More importantly, we're limited by that 32 bit word size, our "big chunk" of data needs to fit into 2^32, so larger values means less modulli. That bigint modulus is expensive, so we want to squeeze as much as we can out of a single call.

What about composite modulii? Well, for powers of a prime, you get better and better rejection (as we saw with 2^n), but it also has diminishing returns. You get better rejection using both 3 and 5 than you do using 25 or 625 or even 5^50.

Composite modulii of two (or more) primes will reject the same residues that either prime would reject by itself, so it's kind of like testing both primes at once. [But large numbers of residues won't fit into that efficient Bloom filter, so we can't take advantage of this too much.]

So, we should use the most number of primes that will fit into 2^32.

That's 3*5*7*11*13*17*19*23*29 = 3234846615, and we should do 9 tests, right?

Almost.. there's a little more efficiency we can pull out. First, while the powers of primes have less "bang for the buck", the low primes of 3 and 5 are small and provide a lot more rejection-per-bit than higher primes.. enough that it's better to use 9 as a modulus and not 3, even though it means we can fit in less primes. (it takes a lot of combinitorial testing to figure out if 27 is worthwhile, or even 81, or 5 versus 25, or 49, etc). So the

**best** rejection ends up being: 9*25*7*11*17*19*23*31=3989930175. Note that 13 is missing, you get slightly better rejection by skipping it and shifting the remaining primes higher. I'm skipping a lot of experimentation steps here to just present the results.

We can make an efficient (and perfect) Bloom filter for each component.. in fact we can also find a perfect filter for 63 = 7*9, combining two of the tests into one.

What order should we do the tests? They're independent so we order them from best rejection to least. 63 gives a rejection of about 75% by itself. 25 gives 56% rejection. The remaining primes each provide just under 50% each. So we test in the order: 63, 25, 31, 23, 19, 17, 11.

**The Code**
So, combining these, we get a routine which uses a mod 128 test to reject 82% of inputs without doing any big-integer math at all. We then take

**one** big-integer modulus and use fast 32 bit math to test residues of 7 different independent bases. The net rejection rate is 0.999+, so we'll only need to compute the intSqrt of fewer than 1 of 1000 non-squares.

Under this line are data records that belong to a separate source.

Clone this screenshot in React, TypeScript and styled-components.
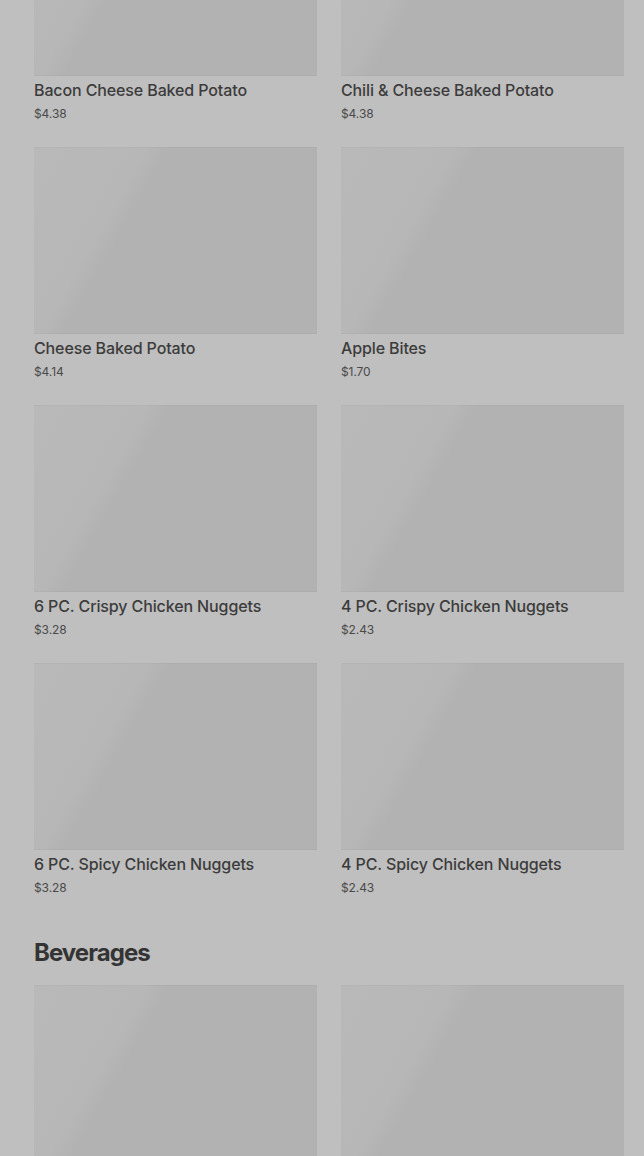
import React from 'react';
import styled, { createGlobalStyle } from 'styled-components';

const GlobalStyle = createGlobalStyle`
  html, body {
    margin: 0;
    padding: 0;
    background: #bfbfbf;
    overflow: hidden;
  }
  body {
    font-family: Inter, 'Noto Sans', Arial, sans-serif;
  }
`;

const Page = styled.div`
  width: 644px;
  height: 1156px;
  overflow: hidden;
  background: #bfbfbf;
`;

const Scroller = styled.div`
  margin-top: -111px;
  padding: 0 20px 0 34px;
`;

const Grid = styled.div`
  display: grid;
  grid-template-columns: 283px 283px;
  column-gap: 24px;
  row-gap: 21px;
`;

const Card = styled.div`
  display: flex;
  flex-direction: column;
`;

const Thumb = styled.div`
  height: 187px;
  background: linear-gradient(120deg, #b9b9b9 0%, #b7b7b7 29%, #b2b2b2 35%, #b2b2b2 100%);
  box-shadow: inset 0 1px 0 rgba(0, 0, 0, 0.025), inset 0 -1px 0 rgba(0, 0, 0, 0.025);
`;

const Title = styled.div`
  margin-top: 2px;
  font-size: 16px;
  line-height: 24px;
  font-weight: 500;
  letter-spacing: -0.12px;
  color: #3c3c3c;
  white-space: nowrap;
`;

const Price = styled.div`
  font-size: 12px;
  line-height: 24px;
  letter-spacing: -0.1px;
  color: #4a4a4a;
`;

const SectionTitle = styled.h2`
  margin: 37px 0 16px;
  font-size: 24px;
  line-height: 32px;
  font-weight: 700;
  letter-spacing: -0.95px;
  color: #343434;
`;

type Item = { name: string; price: string };

const sides: Item[] = [
  { name: 'Bacon Cheese Baked Potato', price: '$4.38' },
  { name: 'Chili & Cheese Baked Potato', price: '$4.38' },
  { name: 'Cheese Baked Potato', price: '$4.14' },
  { name: 'Apple Bites', price: '$1.70' },
  { name: '6 PC. Crispy Chicken Nuggets', price: '$3.28' },
  { name: '4 PC. Crispy Chicken Nuggets', price: '$2.43' },
  { name: '6 PC. Spicy Chicken Nuggets', price: '$3.28' },
  { name: '4 PC. Spicy Chicken Nuggets', price: '$2.43' },
];

// beverage cards: only the top of the pictures is in view
const beverages = ['cola', 'lemonade'];

function MenuCard({ item }: { item: Item }) {
  return (
    <Card>
      <Thumb />
      <Title>{item.name}</Title>
      <Price>{item.price}</Price>
    </Card>
  );
}

export default function App() {
  return (
    <Page>
      <GlobalStyle />
      <Scroller>
        <Grid>
          {sides.map((item) => (
            <MenuCard key={item.name} item={item} />
          ))}
        </Grid>
        <SectionTitle>Beverages</SectionTitle>
        <Grid>
          {beverages.map((id) => (
            <Card key={id}>
              <Thumb />
            </Card>
          ))}
        </Grid>
      </Scroller>
    </Page>
  );
}
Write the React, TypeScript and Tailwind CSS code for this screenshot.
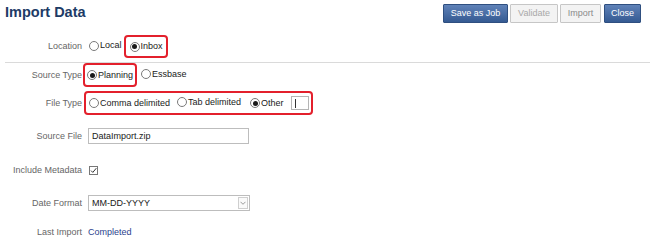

This is C++ code but it's very straightforward.

Code:

bool isSquare(const BigInt &n)
{
unsigned long m;
// start with mod 128 rejection. 82% rejection rate
// VERY fast, can read bits directly
m=n.lowWord() & 127; // n mod 128
if ((m*0x8bc40d7d) & (m*0xa1e2f5d1) & 0x14020a) return false;
//Other modulii share one BigInt modulus.
unsigned long largeMod=n%(63UL*25*11*17*19*23*31); // SLOW, bigint modulus
// residues mod 63. 75% rejection
m=largeMod%63; // fast, all 32-bit math
if ((m*0x3d491df7) & (m*0xc824a9f9) & 0x10f14008) return false;
// residues mod 25. 56% rejection
m=largeMod%25;
if ((m*0x1929fc1b) & (m*0x4c9ea3b2) & 0x51001005) return false;
// residues mod 31. 48.4% rejection
// Bloom filter has a little different form to keep it perfect
m=0xd10d829a*(largeMod%31);
if (m & (m+0x672a5354) & 0x21025115) return false;
// residues mod 23. 47.8% rejection
m=largeMod%23;
if ((m*0x7bd28629) & (m*0xe7180889) & 0xf8300) return false;
// residues mod 19. 47.3% rejection
m=largeMod%19;
if ((m*0x1b8bead3) & (m*0x4d75a124) & 0x4280082b) return false;
// residues mod 17. 47.1% rejection
m=largeMod%17;
if ((m*0x6736f323) & (m*0x9b1d499) & 0xc0000300) return false;
// residues mod 11. 45.5% rejection
m=largeMod%11;
if ((m*0xabf1a3a7) & (m*0x2612bf93) & 0x45854000) return false;
// Net nonsquare rejection rate: 99.92%
// We COULD extend to another round, doing another BigInt modulus and
// then followup rejections here, using
// primes of 13 29 37 41 43 53. That'd give 98% further rejection.
// Empirical timing shows this second round would be useful for n>10^100 or so.
// VERY expensive final definitive test
BigInt root(intSqrt(n));
return root*root == n; // true if and only if n is a square
}

**Results:**
As expected, the new discrimination function is very fast. Below are some tests, which are clearly CPU, compiler, and especially BigInt-class dependent, but still representative. It times 2^25 evaluations of various n. Efficiencies change with the magnitude of n, due to the O(1) nature of the screening tests. Larger numbers show even more dramatic disparity.

(Hmm, no table support on this forum? I'll use code view so its ugly but readable.)

Code:

n~=10^40 n~=10^80
Using brute force intSqrt() tests: 49.95 secs 147.69 secs
Using mod 128 discrimination first: 9.65 secs 27.73 secs
Using full discrimination tests first: 0.65 secs 0.84 secs

Profiling shows that the n~= 10^40 tests use about 40% of its time to compute the "largeMod", about 35% of its time to do all the individual residue tests, and about 25% of its time for the integer square root. Larger n increases the largeMod fraction, but the intSqrt will begin to dominate overall.